By way of a closing word, I find it interesting that no less a critics than Roger Ebert more or less dismissed Godzilla when it recently made a run of arthouses in the US. His basic assertion was that the film simply could not be taken seriously. A man in a monster suit stomping miniature cardboard cities? The irony of course is that we live in a time when monsters wear people suits and destroy cities in real life. Godzilla is a vibrant film that rings with all the nostalgic fun one could associate with fifties monster movies but it also happens to take it's message of mankind's need for self-reflection and self restraint deadly serious.
ISLAND OF LOST SOULS
One of the most important home entertainment releases of last year.

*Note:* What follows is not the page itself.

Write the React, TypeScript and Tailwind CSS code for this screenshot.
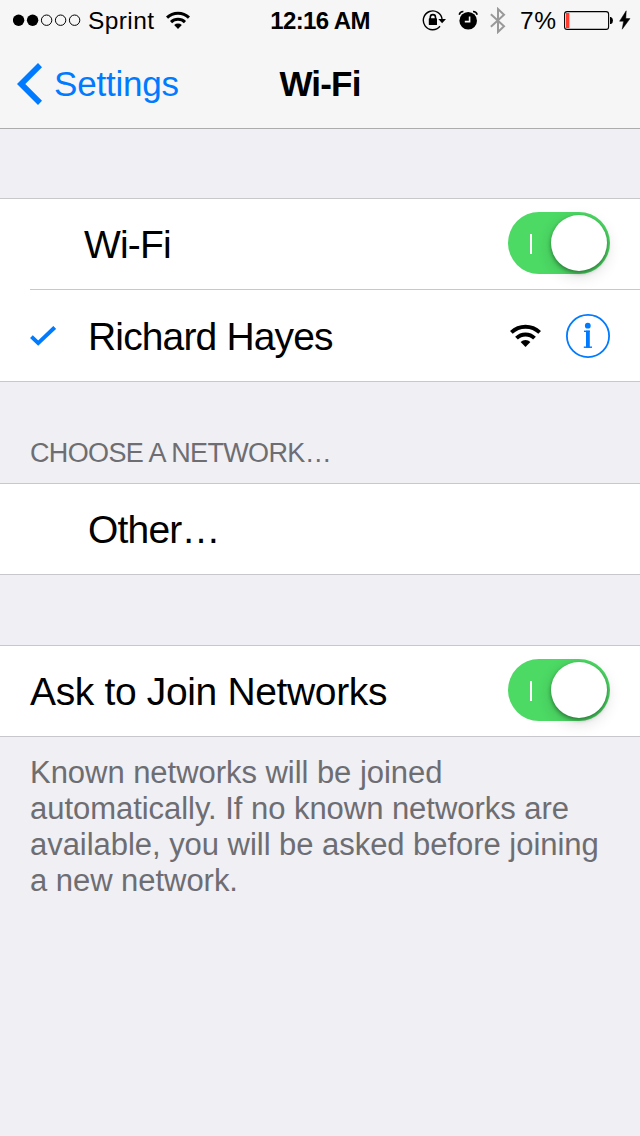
import React, { useState } from "react";

interface IconProps {
  className?: string;
}

const WifiIcon: React.FC<IconProps> = ({ className }) => (
  <svg viewBox="0 0 31 23" className={className} fill="none" stroke="#000">
    <path d="M1.3 8.4 A20.5 20.5 0 0 1 29.7 8.4" strokeWidth="4" />
    <path d="M6.5 14.2 A12.8 12.8 0 0 1 24.5 14.2" strokeWidth="3.9" />
    <path
      d="M15.5 23 L10.6 18 A7.2 7.2 0 0 1 20.4 18 Z"
      fill="#000"
      stroke="none"
    />
  </svg>
);

const SignalDots = () => (
  <svg width="68" height="12" viewBox="0 0 68 12" className="shrink-0">
    {[0, 1, 2, 3, 4].map((i) => (
      <circle
        key={i}
        cx={5.6 + i * 14}
        cy="6.2"
        r={i < 2 ? 5.7 : 5.2}
        fill={i < 2 ? "#000" : "none"}
        stroke={i < 2 ? "none" : "#000"}
      />
    ))}
  </svg>
);

const RotationLockIcon = () => (
  <svg width="24" height="22" viewBox="0 0 24 22" className="shrink-0">
    <path
      d="M18 17.3 A9.4 9.4 0 1 1 20.1 10.5"
      fill="none"
      stroke="#000"
      strokeWidth="1.4"
    />
    <path d="M16.3 10 H24 L20.1 14.2 Z" fill="#000" />
    <rect x="6.8" y="9.3" width="8.2" height="6.7" rx="0.6" fill="#000" />
    <path
      d="M8.3 10 V8.2 A2.6 2.6 0 0 1 13.5 8.2 V10"
      fill="none"
      stroke="#000"
      strokeWidth="1.6"
    />
  </svg>
);

const AlarmIcon = () => (
  <svg width="20" height="20" viewBox="0 0 20 20" className="shrink-0">
    <circle cx="10.2" cy="10.8" r="8.8" fill="#000" />
    <path
      d="M1.2 4.8 A4.2 4.2 0 0 1 5.4 1.6 M19.2 4.8 A4.2 4.2 0 0 0 15 1.6"
      fill="none"
      stroke="#000"
      strokeWidth="1.5"
    />
    <path
      d="M11.6 6.6 V11.6 H6.8"
      fill="none"
      stroke="#f6f6f6"
      strokeWidth="1.6"
    />
  </svg>
);

const BluetoothIcon = () => (
  <svg width="16" height="27" viewBox="0 0 16 27" className="shrink-0">
    <path
      d="M0.9 7.3 L14 19.3 L8 25 V2 L14 7.7 L0.9 19.7"
      fill="none"
      stroke="#999"
      strokeWidth="2"
    />
  </svg>
);

const BatteryIcon = () => (
  <svg width="49" height="20" viewBox="0 0 49 20" className="shrink-0">
    <rect
      x="0.6"
      y="1.6"
      width="44"
      height="17.8"
      rx="2.5"
      fill="none"
      stroke="#000"
      strokeWidth="1.1"
    />
    <rect x="2" y="3" width="3.4" height="15" fill="#ff3b30" />
    <path d="M46 7 H47 Q49 8 49 10.5 Q49 13 47 14 H46 Z" fill="#000" />
  </svg>
);

const BoltIcon = () => (
  <svg width="12" height="20" viewBox="0 0 12 20" className="shrink-0">
    <path
      d="M7.2 0.8 L0.6 11.2 H4.6 L3.2 19.2 L11 8.6 H6.8 Z"
      fill="#000"
      stroke="#000"
      strokeWidth="0.5"
    />
  </svg>
);

const InfoIcon = () => (
  <svg width="44" height="44" viewBox="0 0 44 44" className="shrink-0">
    <circle
      cx="22"
      cy="22"
      r="21.1"
      fill="none"
      stroke="#007aff"
      strokeWidth="1.8"
    />
    <circle cx="21.8" cy="11.7" r="2.9" fill="#007aff" />
    <rect x="18" y="16.6" width="5.8" height="1.4" fill="#007aff" />
    <rect x="20" y="16.6" width="3.8" height="17" fill="#007aff" />
    <rect x="17.8" y="32.5" width="8.2" height="1.4" fill="#007aff" />
  </svg>
);

const StatusBar = () => (
  <div className="grid h-10 grid-cols-[250px_140px_250px] items-center text-[24.5px] leading-10">
    <div className="flex items-center pl-[13px]">
      <SignalDots />
      <span className="ml-[7px] w-[78px] pt-[2px] leading-[38px] tracking-[0.4px]">
        Sprint
      </span>
      <WifiIcon className="h-[18px] w-6" />
    </div>
    <div className="pt-[2px] text-center text-[24px] leading-[38px] font-bold tracking-[-0.6px]">
      12:16 AM
    </div>
    <div className="flex items-center pl-8">
      <RotationLockIcon />
      <div className="ml-3 flex">
        <AlarmIcon />
      </div>
      <div className="ml-3 flex">
        <BluetoothIcon />
      </div>
      <span className="ml-[14px] w-[44px] pt-[2px] leading-[38px] tracking-[0.5px]">
        7%
      </span>
      <BatteryIcon />
      <div className="ml-[6px] flex">
        <BoltIcon />
      </div>
    </div>
  </div>
);

const NavBar = () => (
  <div className="grid h-[88px] grid-cols-[220px_200px_220px] items-center text-[35px]">
    <button className="flex items-center pl-[17px] text-[#007aff]">
      <svg width="25" height="42" viewBox="0 0 25 42" fill="#007aff">
        <path d="M21 0 L25 4.3 L8.3 21 L25 37.7 L21 42 L0 21 Z" />
      </svg>
      <span className="ml-3 pt-px tracking-[-0.2px]">Settings</span>
    </button>
    <h1 className="pt-px text-center font-bold tracking-[-0.8px]">Wi-Fi</h1>
  </div>
);

interface ToggleProps {
  label: string;
}

const Toggle: React.FC<ToggleProps> = ({ label }) => {
  const [on, setOn] = useState(true);

  return (
    <button
      role="switch"
      aria-checked={on}
      aria-label={label}
      onClick={() => setOn(!on)}
      className={`mb-[2px] flex h-[62px] w-[102px] shrink-0 items-center rounded-full ${
        on ? "justify-between bg-[#4cd964] pr-[3px] pl-[22px]" : "bg-[#e5e5e5] pl-[3px]"
      }`}
    >
      {on && <span className="mt-[2px] h-5 w-[2px] bg-white"></span>}
      <span className="h-14 w-14 rounded-full bg-white shadow-[0_5px_16px_rgba(0,0,0,0.14),0_2px_4px_rgba(0,0,0,0.4)]"></span>
    </button>
  );
};

interface GroupProps {
  children?: React.ReactNode;
}

const Group: React.FC<GroupProps> = ({ children }) => (
  <div className="border-y border-[#c8c7cc] bg-white text-[39px]">
    {children}
  </div>
);

const App = () => {
  return (
    <div className="h-[1136px] w-[640px] overflow-hidden bg-[#efeff4] font-['Liberation_Sans',Arial,sans-serif] text-black">
      <header className="border-b border-[#acacac] bg-[#f6f6f6]">
        <StatusBar />
        <NavBar />
      </header>

      <main className="pt-[69px]">
        <Group>
          <div className="flex h-[90px] items-center justify-between pr-[30px] pl-[84px]">
            <span className="pt-[2px] tracking-[-0.8px]">Wi-Fi</span>
            <Toggle label="Wi-Fi" />
          </div>
          <div className="ml-[30px] flex h-[92px] items-center border-t border-[#c8c7cc] pr-[30px]">
            <svg width="26" height="20" viewBox="0 0 26 20" className="mr-8">
              <path
                d="M1.4 10.6 L8.2 17.1 L24.7 1.4"
                fill="none"
                stroke="#007aff"
                strokeWidth="4"
              />
            </svg>
            <span className="grow pt-1 tracking-[-0.85px]">Richard Hayes</span>
            <WifiIcon className="mr-[25px] h-[23px] w-[31px]" />
            <InfoIcon />
          </div>
        </Group>

        <h2 className="pt-[55px] pb-[14px] pl-[30px] text-[27px] leading-8 tracking-[-0.65px] text-[#6d6d72]">
          CHOOSE A NETWORK…
        </h2>
        <Group>
          <div className="flex h-[90px] items-center pl-[88px]">
            <span className="pt-[2px] tracking-[-0.8px]">Other…</span>
          </div>
        </Group>

        <div className="h-[70px]"></div>
        <Group>
          <div className="flex h-[90px] items-center justify-between px-[30px]">
            <span className="pt-[2px] tracking-[-0.35px]">
              Ask to Join Networks
            </span>
            <Toggle label="Ask to Join Networks" />
          </div>
        </Group>
        <p className="px-[30px] pt-[18px] text-[31px] leading-9 tracking-[-0.04px] text-[#6d6d72]">
          Known networks will be joined
          <br />
          automatically. If no known networks are
          <br />
          available, you will be asked before joining
          <br />a new network.
        </p>
      </main>
    </div>
  );
};

export default App;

This 1932 pre-code classic has been long unavailable, and never before available on DVD much less BluRay, Island of Lost Souls is not only the definitive treatment (among many) of H.G.Wells novel, Island of Dr. Moreau, it is a crowning achievement in cinema period, easily as ghoulish and disturbing and entertaining as contemporaneous horror films like Dracula (1931), Frankenstein (1931) or even Bride of Frankenstein (1935) For it to have fallen into the hands of Criterion and make it's hi-def home entertainment debut here- well, a film fan couldn't ask for a happier ending. But they get one anyway.
The story concerns a man stranded on a strange island inhabited by a reclusive scientist whose experiments with the island's animals have resulted in grotesque abominations called manimals- half human half animal creatures that live under the scientists cruel dominion. A potent critique/satire of scientific hubris Island of Lost Souls also comments on religion, sexual mores and politics losing none of the power of Well's original novel.
The special effects makeup in the film works spectacularly well, so well in fact that this is liable to unnerve those who are bit queasy. One of my favorite memories ever is a screening of this film I helped organize for Cornerstone Festival Imaginarium. A packed circus style outdoor tent decorated in Wellesian theme, an 8x12 foot plywood screen and a sixteen millimeter projector that required me to use my free hand to keep Junebugs from flooding the gate. It wasn't the adults that held my attention. Up past the folding chairs were a group of about twenty kids ages 8-11 and they were absolutely glued. By the time Bela Lugosi jumped toward the camera in grotesque closeup shouting, "Not men....things!" I knew that I had helped create several new members of the monster generation. Long live the classics.
The extras here are, without hyperbole, among the best ever assembled for a Criterion disc considering the audience that will be most interested in purchasing this. The audio commentary is handled by classic horror film historian Gregory Mank who is simply one of the most knowledgeable people on the planet when it comes to the genre. But it's in the interviews that serious genre fun is to be had. Ever wanted to see Bob Burns, Rick Baker and John Landis get all geeky with each other about their love for the genre? How about an interview with director Richard Stanley exploring the pitfalls of adapting Wells story for a version that wound up starring Marlon Brando and Val Kilmer? How about one with Devo's founding members Gerald Casale and Mark Mothersbaugh about importance of the film to the development of their artistic worldview. There's also an interview with noted genre historian David J. Skal. The booklet offers an essay by critic Christine Smallwood.
I've put off reviewing this mostly because it's so dear to me. Rushmore is a love letter to folks whose whole life has been about trying to fit in, find love and fall towards the light. It's the film that kicked off Bill Murray's renaissance, it was the film that finally brought Wes Anderson to the place where he could launch into the marvelous career he's enjoyed (I simply can't credit Bottle Rocket with that. It made people take notice but Rushmore was the proof Anderson was breaking out). But most, most importantly Rushmore is a stunningly funny, heartfelt embrace of the 'artiste in everyone (as well as a well intentioned jackslap). Two men, one a broken businessman cynic named Bloom and the other a breaking dreamer named Fischer, fall at the feet of Miss Cross and find love even as they get busy crucifying themselves and each other. Both die to the old are reborn into the new and we lucky viewers watch their story iwrapped up in a hilariously moving visual aesthetic complimented by one of the great soundtracks of the nineties. To say the least Criterion is where this belongs and BluRay is the perfect format to showcase Anderson's twonky vision.
The extras are formidable here even if they are basically ported over from the previous DVD release. The only new extra is the simply gorgeous hi-def digital transfer supervised by Anderson himself. You get a commentary by Anderson, cowriter Owen Wilson, and actor Jason Schwartzman, a behind the scenes doc, Max Fischer Players adaptation of Armageddon, Out of Sight and The Truman Show made for the 1999 MTV Movie Awards, the Charlie Rose interview with Anderson and Murray, cast audition footage, storyboards, a theatrical trailer and a booklet with essay by critic Dave Kehr.
See you guys in a few weeks with another three or four picks from the vaunted Criterion vaults.